Мир раскрывал Евдокии Артемьевне и широкие горизонты географические. В 1986 году большой компанией провожали близкую знакомую — сотрудницу университета Этель Володину в Америку (волна еврейской эмиграции). Народ намекал Этель Ефимовне, мол, пришлите вызов, посмотреть страну. Евдокии Липковской это и в голову не приходило. Но спустя какое-то время гостевой вызов пришел именно ей.
— Отвечаю на звонок: не хочу, да и денег нет. Этель же — найдите только на дорогу туда. Так и сложилось, что я была в Америке четыре раза, в общей сложности два года прожила там. Просто потому, что Этель Ефимовна в силу многих обстоятельств очень нуждалась в моральной поддержке. И хотя она младше на 20 лет, довериться могла почему-то только мне. К слову: мы были на «вы», звали друг друга по имени-отчеству. Знаешь, искренняя привязанность вовсе не предполагает фамильярности.
Вообще тема «Наши люди в Америке» — отдельный разговор. Если коротко, то Евдокия Липковская объездила много штатов из «места дислокации» — Балтимора.
— Я была и в школах на уроках, посещала госпитали, курсы английского вместе с Этель Ефимовной. Она, зная язык, училась разговорному английскому, я же выучила несколько необходимых фраз — и только. Были у нас, конечно, культурные программы; к тому же хоть сейчас назову даже кафе в городах Америки, где мы бывали; казино, там я проиграла три доллара...
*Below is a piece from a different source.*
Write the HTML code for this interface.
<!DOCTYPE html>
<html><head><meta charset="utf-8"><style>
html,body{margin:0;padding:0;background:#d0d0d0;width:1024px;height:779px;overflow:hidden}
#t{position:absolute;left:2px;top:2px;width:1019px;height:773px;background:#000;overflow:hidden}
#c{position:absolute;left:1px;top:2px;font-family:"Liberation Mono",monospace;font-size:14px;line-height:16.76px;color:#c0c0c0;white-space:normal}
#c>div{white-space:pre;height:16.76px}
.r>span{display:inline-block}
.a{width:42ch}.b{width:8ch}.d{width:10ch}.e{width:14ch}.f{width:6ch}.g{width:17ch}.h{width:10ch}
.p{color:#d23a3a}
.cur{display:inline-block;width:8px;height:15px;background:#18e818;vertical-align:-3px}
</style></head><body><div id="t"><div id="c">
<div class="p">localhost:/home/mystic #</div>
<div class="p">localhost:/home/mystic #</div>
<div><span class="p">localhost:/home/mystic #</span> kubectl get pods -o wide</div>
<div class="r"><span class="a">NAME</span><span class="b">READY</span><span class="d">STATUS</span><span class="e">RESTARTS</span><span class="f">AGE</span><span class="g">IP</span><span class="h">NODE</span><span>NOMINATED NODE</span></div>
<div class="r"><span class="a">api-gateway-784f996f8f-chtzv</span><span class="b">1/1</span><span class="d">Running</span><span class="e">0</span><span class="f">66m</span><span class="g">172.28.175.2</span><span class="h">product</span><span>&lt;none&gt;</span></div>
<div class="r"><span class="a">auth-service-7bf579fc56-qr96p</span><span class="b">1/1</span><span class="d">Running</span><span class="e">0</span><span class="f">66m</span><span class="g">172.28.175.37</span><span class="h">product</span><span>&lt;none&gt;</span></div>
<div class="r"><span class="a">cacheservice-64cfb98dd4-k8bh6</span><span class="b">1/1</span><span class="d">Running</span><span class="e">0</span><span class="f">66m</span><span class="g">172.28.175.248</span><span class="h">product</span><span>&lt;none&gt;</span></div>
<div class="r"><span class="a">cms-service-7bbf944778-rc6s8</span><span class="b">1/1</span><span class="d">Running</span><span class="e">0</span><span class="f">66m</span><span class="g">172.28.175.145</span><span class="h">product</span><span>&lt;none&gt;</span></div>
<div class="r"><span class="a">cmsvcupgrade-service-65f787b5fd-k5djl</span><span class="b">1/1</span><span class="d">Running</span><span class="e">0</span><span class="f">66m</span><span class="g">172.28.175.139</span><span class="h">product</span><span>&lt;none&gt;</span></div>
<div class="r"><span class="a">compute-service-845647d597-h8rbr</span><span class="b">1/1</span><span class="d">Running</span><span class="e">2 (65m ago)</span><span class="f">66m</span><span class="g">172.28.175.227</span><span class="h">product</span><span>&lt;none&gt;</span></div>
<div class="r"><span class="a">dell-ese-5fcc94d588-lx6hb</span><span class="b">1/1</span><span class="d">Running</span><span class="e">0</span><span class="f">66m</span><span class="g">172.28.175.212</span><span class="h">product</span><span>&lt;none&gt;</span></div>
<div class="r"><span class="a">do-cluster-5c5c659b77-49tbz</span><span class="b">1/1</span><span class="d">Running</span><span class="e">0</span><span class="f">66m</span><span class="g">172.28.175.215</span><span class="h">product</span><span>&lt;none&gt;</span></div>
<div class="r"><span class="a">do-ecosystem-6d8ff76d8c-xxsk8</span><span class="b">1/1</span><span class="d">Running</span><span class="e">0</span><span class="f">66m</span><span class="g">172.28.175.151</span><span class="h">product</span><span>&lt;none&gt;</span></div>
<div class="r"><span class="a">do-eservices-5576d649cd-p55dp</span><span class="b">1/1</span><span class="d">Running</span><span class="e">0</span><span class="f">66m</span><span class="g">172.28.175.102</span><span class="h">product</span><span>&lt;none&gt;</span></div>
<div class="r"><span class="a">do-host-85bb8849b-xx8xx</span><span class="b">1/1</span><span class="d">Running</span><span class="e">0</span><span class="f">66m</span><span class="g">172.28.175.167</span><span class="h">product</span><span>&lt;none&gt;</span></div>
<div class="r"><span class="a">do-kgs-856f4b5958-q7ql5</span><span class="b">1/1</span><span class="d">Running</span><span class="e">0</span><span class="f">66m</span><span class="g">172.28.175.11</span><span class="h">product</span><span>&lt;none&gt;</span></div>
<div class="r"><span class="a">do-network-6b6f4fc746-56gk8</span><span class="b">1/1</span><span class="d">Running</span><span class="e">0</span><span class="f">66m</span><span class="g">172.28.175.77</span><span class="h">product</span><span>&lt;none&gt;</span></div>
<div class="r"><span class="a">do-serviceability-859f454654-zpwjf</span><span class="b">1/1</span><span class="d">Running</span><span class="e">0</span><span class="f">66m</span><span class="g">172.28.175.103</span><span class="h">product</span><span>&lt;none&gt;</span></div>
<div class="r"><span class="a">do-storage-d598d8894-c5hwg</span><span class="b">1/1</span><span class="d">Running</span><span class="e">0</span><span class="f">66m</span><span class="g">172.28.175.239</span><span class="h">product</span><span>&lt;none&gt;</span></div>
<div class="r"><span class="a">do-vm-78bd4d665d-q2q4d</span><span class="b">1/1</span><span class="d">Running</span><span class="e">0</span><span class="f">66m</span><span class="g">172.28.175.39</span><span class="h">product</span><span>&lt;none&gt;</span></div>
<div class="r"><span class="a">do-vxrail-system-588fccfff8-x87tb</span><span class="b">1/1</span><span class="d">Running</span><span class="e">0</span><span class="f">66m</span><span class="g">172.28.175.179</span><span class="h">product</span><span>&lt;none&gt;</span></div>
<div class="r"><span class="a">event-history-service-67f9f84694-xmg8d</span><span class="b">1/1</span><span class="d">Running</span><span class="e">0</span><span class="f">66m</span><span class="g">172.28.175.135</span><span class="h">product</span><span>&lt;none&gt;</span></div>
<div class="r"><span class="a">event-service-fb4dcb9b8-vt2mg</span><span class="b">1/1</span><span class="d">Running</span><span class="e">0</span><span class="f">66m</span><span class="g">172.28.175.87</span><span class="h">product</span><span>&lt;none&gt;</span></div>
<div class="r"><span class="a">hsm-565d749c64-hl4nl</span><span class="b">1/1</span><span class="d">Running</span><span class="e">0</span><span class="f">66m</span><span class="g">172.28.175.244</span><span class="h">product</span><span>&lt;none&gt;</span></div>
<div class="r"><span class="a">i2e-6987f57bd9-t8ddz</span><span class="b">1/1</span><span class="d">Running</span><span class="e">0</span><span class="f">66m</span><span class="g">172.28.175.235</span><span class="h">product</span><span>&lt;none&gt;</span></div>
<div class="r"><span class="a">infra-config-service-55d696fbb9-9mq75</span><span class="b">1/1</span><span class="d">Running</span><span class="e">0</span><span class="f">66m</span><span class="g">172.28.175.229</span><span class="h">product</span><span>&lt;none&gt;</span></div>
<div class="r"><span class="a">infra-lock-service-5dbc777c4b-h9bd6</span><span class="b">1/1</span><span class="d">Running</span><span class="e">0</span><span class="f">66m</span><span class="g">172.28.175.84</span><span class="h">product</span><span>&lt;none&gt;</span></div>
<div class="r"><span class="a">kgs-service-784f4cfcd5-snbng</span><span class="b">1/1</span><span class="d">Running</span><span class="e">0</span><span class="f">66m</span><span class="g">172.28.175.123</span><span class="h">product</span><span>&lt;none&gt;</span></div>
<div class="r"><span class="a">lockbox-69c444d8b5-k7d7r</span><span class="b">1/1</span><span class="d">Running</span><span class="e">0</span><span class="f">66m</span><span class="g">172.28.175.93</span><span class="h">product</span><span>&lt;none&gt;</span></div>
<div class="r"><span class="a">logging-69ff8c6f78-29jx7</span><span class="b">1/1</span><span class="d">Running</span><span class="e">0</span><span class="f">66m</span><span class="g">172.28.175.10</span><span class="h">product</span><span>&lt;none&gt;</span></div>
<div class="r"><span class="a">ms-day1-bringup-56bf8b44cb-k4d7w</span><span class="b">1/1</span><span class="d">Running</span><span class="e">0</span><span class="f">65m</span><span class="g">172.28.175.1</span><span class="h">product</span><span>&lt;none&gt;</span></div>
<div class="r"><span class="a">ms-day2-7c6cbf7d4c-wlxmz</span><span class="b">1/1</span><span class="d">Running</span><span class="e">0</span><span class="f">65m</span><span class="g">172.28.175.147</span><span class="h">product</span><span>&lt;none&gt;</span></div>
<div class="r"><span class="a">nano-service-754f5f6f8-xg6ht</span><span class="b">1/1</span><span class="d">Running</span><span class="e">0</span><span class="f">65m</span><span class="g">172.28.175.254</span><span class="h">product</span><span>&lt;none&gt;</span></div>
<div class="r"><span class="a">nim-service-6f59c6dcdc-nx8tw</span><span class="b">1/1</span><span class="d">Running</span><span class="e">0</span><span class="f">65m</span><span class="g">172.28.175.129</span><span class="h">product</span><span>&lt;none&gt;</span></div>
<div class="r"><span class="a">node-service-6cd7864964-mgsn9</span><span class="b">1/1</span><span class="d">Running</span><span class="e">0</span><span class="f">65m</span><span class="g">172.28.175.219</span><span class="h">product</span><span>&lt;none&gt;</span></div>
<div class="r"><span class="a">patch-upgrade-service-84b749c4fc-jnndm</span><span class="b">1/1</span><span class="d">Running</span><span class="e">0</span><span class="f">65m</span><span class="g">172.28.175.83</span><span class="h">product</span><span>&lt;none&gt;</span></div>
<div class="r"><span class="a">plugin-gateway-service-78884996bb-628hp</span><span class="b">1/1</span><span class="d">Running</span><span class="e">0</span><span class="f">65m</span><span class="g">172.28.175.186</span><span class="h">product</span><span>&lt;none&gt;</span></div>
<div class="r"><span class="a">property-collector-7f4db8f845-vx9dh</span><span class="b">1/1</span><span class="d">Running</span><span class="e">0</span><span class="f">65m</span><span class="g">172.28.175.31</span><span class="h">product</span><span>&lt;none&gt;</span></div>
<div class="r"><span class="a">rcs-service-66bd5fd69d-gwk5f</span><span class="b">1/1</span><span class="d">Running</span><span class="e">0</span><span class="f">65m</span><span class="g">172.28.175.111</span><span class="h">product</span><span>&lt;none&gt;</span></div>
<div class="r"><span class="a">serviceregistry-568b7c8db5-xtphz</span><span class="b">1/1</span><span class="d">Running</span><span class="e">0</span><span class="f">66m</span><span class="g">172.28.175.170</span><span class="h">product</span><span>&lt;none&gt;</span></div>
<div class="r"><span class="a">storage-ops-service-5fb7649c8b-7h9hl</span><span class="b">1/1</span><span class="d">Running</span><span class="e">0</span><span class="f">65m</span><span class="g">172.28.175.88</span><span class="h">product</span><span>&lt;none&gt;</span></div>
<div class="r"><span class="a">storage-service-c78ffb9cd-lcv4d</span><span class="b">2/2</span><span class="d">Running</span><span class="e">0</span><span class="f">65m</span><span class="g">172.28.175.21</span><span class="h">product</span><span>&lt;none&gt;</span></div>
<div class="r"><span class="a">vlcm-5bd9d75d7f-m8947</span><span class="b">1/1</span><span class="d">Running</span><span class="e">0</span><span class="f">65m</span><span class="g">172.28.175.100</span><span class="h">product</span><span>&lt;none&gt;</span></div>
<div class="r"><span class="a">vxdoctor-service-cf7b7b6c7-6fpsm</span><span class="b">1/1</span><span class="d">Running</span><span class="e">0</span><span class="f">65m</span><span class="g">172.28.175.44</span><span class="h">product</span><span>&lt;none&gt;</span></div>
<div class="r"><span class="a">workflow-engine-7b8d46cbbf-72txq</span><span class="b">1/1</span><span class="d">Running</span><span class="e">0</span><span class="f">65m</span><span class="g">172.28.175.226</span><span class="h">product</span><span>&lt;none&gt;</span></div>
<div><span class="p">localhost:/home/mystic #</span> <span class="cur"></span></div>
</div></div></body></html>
А история с потерей паспорта на обратном пути в Москву — вообще детектив. Но главный результат переживаний и главный вывод — добрые люди есть по всем сторонам границ. Каким захватывающе интересным становился «глобус» в натуральную величину! Круиз по семи странам: Дания, Франция, Англия, Португалия, Италия, Испания. Турция... Незабываемые Греция и Индия. Надо ли говорить, насколько путешествия раздвигали горизонты ума, острого до почтенных лет, горизонты чувств и впечатлений. Но оказалось, что уезжаешь только затем, чтобы возвратиться! К детям, внукам, правнукам, к городу, знакомому до дерева в сквере. Когда «итожишь то, что прожил». Евдокия Артемьевна уже на склоне лет пережила две сложных операции. Но воля к жизни и интерес к ней возвращали в мир любимых людей и благодарных воспоминаний. И — надежд на будущее!